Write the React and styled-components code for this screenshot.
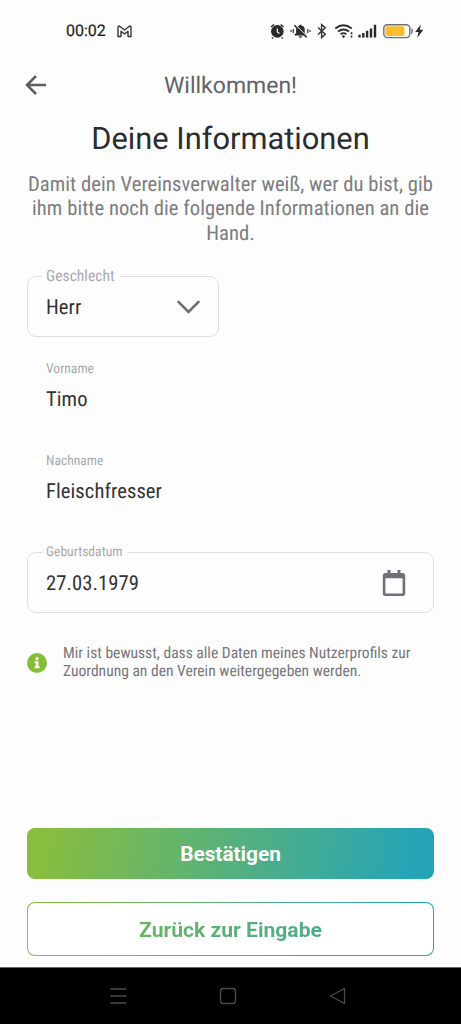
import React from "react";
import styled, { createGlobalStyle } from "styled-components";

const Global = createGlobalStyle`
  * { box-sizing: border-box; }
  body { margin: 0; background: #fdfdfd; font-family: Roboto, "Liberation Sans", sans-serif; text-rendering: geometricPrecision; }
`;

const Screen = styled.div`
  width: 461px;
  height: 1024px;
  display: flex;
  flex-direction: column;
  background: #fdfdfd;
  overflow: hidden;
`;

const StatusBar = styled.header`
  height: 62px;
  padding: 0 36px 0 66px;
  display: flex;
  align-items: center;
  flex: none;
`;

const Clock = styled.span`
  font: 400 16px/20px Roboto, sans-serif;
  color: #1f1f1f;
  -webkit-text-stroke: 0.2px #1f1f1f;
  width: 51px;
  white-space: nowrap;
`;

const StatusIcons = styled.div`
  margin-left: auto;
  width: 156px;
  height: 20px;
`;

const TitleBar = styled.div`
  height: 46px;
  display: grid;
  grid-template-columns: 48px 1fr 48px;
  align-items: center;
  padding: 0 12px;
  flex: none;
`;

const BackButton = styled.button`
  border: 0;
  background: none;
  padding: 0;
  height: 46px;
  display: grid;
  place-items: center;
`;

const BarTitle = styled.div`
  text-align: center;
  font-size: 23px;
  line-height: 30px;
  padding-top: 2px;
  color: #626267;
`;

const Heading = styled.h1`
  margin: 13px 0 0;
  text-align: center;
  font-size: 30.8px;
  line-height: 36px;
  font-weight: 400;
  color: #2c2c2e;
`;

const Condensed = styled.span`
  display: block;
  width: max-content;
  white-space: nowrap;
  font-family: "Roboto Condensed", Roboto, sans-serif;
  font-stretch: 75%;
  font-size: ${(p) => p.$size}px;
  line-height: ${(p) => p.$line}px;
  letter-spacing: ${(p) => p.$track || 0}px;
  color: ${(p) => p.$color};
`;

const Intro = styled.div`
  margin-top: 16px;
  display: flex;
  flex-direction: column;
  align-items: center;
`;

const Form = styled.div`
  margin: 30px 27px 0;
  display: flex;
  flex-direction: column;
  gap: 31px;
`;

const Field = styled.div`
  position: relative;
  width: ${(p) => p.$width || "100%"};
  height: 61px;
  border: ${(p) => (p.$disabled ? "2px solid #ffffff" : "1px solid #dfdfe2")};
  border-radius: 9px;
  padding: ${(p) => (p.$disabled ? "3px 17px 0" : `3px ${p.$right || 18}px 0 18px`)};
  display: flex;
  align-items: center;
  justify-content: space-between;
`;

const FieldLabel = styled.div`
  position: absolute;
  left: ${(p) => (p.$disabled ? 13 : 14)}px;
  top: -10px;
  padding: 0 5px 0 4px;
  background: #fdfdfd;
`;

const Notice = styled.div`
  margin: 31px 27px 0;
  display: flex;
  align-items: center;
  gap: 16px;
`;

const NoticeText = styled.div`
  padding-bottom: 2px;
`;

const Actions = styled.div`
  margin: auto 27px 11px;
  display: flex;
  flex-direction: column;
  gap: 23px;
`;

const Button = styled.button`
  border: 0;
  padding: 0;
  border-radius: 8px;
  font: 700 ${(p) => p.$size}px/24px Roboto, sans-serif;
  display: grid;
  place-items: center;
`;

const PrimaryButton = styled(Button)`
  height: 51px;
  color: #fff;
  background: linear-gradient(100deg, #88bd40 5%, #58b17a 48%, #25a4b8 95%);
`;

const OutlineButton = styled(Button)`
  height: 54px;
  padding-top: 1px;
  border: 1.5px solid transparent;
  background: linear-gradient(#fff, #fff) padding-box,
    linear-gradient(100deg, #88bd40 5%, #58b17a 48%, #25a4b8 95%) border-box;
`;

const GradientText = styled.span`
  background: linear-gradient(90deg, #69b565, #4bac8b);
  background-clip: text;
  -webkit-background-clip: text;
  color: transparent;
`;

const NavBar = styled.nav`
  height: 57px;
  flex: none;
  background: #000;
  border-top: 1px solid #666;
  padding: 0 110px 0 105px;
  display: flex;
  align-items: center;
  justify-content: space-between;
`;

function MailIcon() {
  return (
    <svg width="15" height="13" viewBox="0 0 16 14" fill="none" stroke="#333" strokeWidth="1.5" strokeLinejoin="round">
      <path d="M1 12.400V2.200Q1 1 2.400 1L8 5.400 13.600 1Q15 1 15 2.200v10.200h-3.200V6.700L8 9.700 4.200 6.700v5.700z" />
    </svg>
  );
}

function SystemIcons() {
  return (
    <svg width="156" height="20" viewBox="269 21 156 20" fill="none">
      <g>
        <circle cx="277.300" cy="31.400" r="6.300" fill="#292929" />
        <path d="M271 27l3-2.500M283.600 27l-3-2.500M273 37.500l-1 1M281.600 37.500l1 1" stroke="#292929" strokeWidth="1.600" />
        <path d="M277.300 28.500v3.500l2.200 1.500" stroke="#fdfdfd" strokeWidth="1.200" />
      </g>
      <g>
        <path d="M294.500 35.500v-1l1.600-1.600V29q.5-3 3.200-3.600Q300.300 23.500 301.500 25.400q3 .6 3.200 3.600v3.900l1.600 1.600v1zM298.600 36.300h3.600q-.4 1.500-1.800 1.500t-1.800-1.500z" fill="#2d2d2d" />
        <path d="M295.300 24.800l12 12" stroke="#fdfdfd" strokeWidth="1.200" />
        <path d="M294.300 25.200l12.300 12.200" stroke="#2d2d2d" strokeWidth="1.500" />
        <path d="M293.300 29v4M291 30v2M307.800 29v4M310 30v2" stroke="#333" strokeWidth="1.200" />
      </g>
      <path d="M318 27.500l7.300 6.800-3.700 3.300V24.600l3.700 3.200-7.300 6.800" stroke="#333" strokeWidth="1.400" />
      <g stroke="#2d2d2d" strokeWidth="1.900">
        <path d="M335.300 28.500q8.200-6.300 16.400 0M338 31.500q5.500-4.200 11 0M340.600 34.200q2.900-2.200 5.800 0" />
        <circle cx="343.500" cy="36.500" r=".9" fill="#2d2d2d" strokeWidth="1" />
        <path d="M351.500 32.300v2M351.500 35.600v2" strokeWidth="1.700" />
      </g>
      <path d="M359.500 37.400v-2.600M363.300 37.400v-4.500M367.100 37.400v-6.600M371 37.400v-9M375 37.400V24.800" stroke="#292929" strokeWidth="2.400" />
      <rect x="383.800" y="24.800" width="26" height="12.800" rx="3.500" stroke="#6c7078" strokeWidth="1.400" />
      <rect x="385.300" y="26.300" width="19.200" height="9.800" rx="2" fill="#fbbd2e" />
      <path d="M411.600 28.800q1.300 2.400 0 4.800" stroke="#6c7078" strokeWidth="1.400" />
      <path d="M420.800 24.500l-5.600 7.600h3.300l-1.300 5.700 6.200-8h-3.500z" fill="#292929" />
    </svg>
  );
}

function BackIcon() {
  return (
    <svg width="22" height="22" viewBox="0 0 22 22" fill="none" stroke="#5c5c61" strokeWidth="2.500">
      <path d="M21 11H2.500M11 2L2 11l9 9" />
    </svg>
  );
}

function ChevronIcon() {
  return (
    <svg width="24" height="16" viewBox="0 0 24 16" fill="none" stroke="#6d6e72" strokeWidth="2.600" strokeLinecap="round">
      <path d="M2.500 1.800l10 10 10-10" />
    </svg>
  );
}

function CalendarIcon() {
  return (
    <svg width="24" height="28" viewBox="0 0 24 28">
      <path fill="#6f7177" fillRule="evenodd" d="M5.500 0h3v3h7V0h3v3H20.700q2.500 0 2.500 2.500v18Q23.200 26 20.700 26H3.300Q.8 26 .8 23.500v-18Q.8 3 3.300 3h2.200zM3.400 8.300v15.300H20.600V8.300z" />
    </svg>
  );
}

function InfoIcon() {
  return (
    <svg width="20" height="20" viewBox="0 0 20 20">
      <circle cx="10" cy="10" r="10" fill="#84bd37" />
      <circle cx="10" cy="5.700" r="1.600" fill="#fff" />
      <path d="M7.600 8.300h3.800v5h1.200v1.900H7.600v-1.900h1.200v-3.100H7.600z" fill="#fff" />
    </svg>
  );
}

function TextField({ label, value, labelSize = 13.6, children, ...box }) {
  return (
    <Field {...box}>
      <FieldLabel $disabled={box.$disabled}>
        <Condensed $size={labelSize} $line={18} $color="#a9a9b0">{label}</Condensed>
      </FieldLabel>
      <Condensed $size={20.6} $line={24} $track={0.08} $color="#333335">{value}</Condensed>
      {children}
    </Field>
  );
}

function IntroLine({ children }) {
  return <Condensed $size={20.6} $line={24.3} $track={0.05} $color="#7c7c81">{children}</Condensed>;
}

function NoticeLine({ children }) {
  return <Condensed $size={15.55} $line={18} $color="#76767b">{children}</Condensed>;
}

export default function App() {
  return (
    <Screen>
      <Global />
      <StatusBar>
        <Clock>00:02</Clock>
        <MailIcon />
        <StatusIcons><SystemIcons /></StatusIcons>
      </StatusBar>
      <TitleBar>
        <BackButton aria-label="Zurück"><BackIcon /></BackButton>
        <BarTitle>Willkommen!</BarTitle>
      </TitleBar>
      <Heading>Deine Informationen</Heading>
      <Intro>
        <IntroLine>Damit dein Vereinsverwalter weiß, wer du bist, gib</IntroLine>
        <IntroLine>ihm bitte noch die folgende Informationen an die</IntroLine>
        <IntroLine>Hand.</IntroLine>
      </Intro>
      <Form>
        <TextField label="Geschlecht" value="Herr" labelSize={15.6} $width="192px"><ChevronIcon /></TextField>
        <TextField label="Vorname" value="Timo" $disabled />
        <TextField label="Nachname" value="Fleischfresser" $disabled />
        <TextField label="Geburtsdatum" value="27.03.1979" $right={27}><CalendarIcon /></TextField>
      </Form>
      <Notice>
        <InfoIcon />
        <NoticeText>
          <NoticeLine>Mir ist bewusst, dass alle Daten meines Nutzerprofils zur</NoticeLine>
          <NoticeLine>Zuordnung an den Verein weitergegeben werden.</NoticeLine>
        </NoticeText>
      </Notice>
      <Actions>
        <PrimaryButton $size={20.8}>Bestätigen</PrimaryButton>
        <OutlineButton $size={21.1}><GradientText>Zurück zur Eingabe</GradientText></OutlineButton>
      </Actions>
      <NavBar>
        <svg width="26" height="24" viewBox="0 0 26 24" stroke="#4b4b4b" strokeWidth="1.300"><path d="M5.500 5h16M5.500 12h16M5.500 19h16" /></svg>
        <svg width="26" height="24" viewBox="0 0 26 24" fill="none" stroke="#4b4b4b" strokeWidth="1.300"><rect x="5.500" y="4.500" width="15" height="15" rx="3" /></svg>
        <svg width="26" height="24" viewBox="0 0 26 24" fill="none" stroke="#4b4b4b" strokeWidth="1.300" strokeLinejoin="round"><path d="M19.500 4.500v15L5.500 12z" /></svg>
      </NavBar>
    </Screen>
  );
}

■ ■ ■

_DIRECTIONS FOR THIS TASK_: Only a number is wanted: how many lines above include "React"?

_SOLUTION_: 2